Many entrepreneurs, scientists, and artists have left their mark on Rijeka. The exhibits include portraits of: Andrija Ljudevit Adamić, a trader who was involved in building Rijeka in the early 19th century, and members of his family; Count Laval Nugent, the owner of Trsat, a field marshal, collector, and the founder of the first museum in Rijeka; the printer Karletzky with his wife; and Karolina Belinić, known as Caroline of Rijeka, who saved Rijeka from the shelling of 1813. There is also a portrait of Anibale Ploech, one of the inventors of torpedoes, and a bust of Dr. Franjo Kresnik (1869-1943), a physician from Sušak, as well as an expert Cremonese luthier and violinmaker.
The interiors illustrate the Central European civic culture of the 19th century via an abundance of utility and decorative glass and porcelain items. In addition to the stylish and functionally valuable items made of glass, ceramics, and metals, there are interesting clocks from the early 18th to the mid-20th century, including clocks made by famous French, English, Swiss, and Hungarian clockmakers. Particularly interesting items include a standing clock with a wooden mechanism made by an unknown German master, a tabernacle clock made by the 18th century London clockmaker Daniel Quare, as well as a mantelpiece clock made by the Rijeka clockmaker Ferdinand Busetti in 1870.
The exhibition of weapons displays weapons characteristic of the 17th through mid-20th centuries.

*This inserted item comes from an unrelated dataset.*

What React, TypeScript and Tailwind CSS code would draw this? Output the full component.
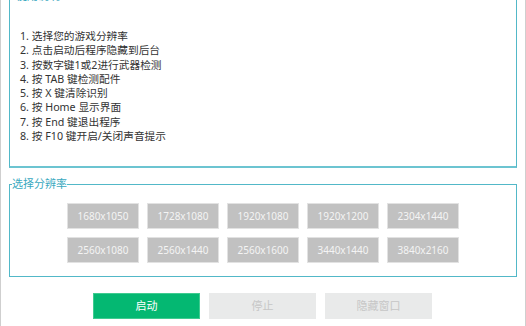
const font = { fontFamily: '"Noto Sans", "Noto Sans CJK SC", sans-serif' };

const steps = [
  "1. 选择您的游戏分辨率",
  "2. 点击启动后程序隐藏到后台",
  "3. 按数字键1或2进行武器检测",
  "4. 按 TAB 键检测配件",
  "5. 按 X 键清除识别",
  "6. 按 Home 显示界面",
  "7. 按 End 键退出程序",
  "8. 按 F10 键开启/关闭声音提示",
];

const resolutions = [
  "1680x1050",
  "1728x1080",
  "1920x1080",
  "1920x1200",
  "2304x1440",
  "2560x1080",
  "2560x1440",
  "2560x1600",
  "3440x1440",
  "3840x2160",
];

export default function App() {
  return (
    <div
      style={font}
      className="w-[526px] h-[326px] overflow-hidden bg-white border-x border-[#cfcfcf] flex flex-col"
    >
      <fieldset className="ml-[8px] mt-[-12px] w-[508px] h-[180px] shrink-0 border border-[#52b8c8] border-b-2 border-b-[#6cc4d1]">
        <legend className="ml-[6px] text-[11px] leading-[16px] text-[#3aa9c0]">使用说明</legend>
        <div className="pt-[25px] pl-[10px] text-[10.7px] leading-[14.3px] text-[#333333]">
          {steps.map((s) => (
            <p key={s}>{s}</p>
          ))}
        </div>
      </fieldset>

      <fieldset className="ml-[8px] mt-[8px] w-[508px] h-[101px] shrink-0 border border-[#52b8c8]">
        <legend className="ml-[2px] text-[11px] leading-[16px] text-[#3aa9c0]">选择分辨率</legend>
        <div className="pt-[11px] pl-[57px] grid grid-cols-[repeat(5,72px)] gap-[8px]">
          {resolutions.map((r) => (
            <button
              key={r}
              className="h-[26px] bg-[#c1c1c1] border border-[#e2e2e2] text-[10px] text-[#f4f4f4] flex items-center justify-center"
            >
              {r}
            </button>
          ))}
        </div>
      </fieldset>

      <div className="mt-[16px] pl-[92px] flex gap-[9px]">
        <button className="w-[107px] h-[26px] bg-[#04b872] border border-[#3fcb90] text-[11px] text-white flex items-center justify-center">
          启动
        </button>
        <button className="w-[107px] h-[26px] bg-[#e9eaea] text-[11px] text-[#c6c6c6] flex items-center justify-center">
          停止
        </button>
        <button className="w-[107px] h-[26px] bg-[#e9eaea] text-[11px] text-[#c6c6c6] flex items-center justify-center">
          隐藏窗口
        </button>
      </div>
    </div>
  );
}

The gallery on the second floor presents portraits of sea captains, as well as paintings, models, ship logs, documents, and ship equipment illustrating the Kvarner seafarers’ journeys across the oceans of the world. The gallery also displays 12 paintings by the greatest portraitist of sailing ships of the 19th century, Bartol Ivanković; the log of the boat Stefano, including the first Aboriginal-Italian dictionary of maritime terminology; and a life preserver from the Titanic.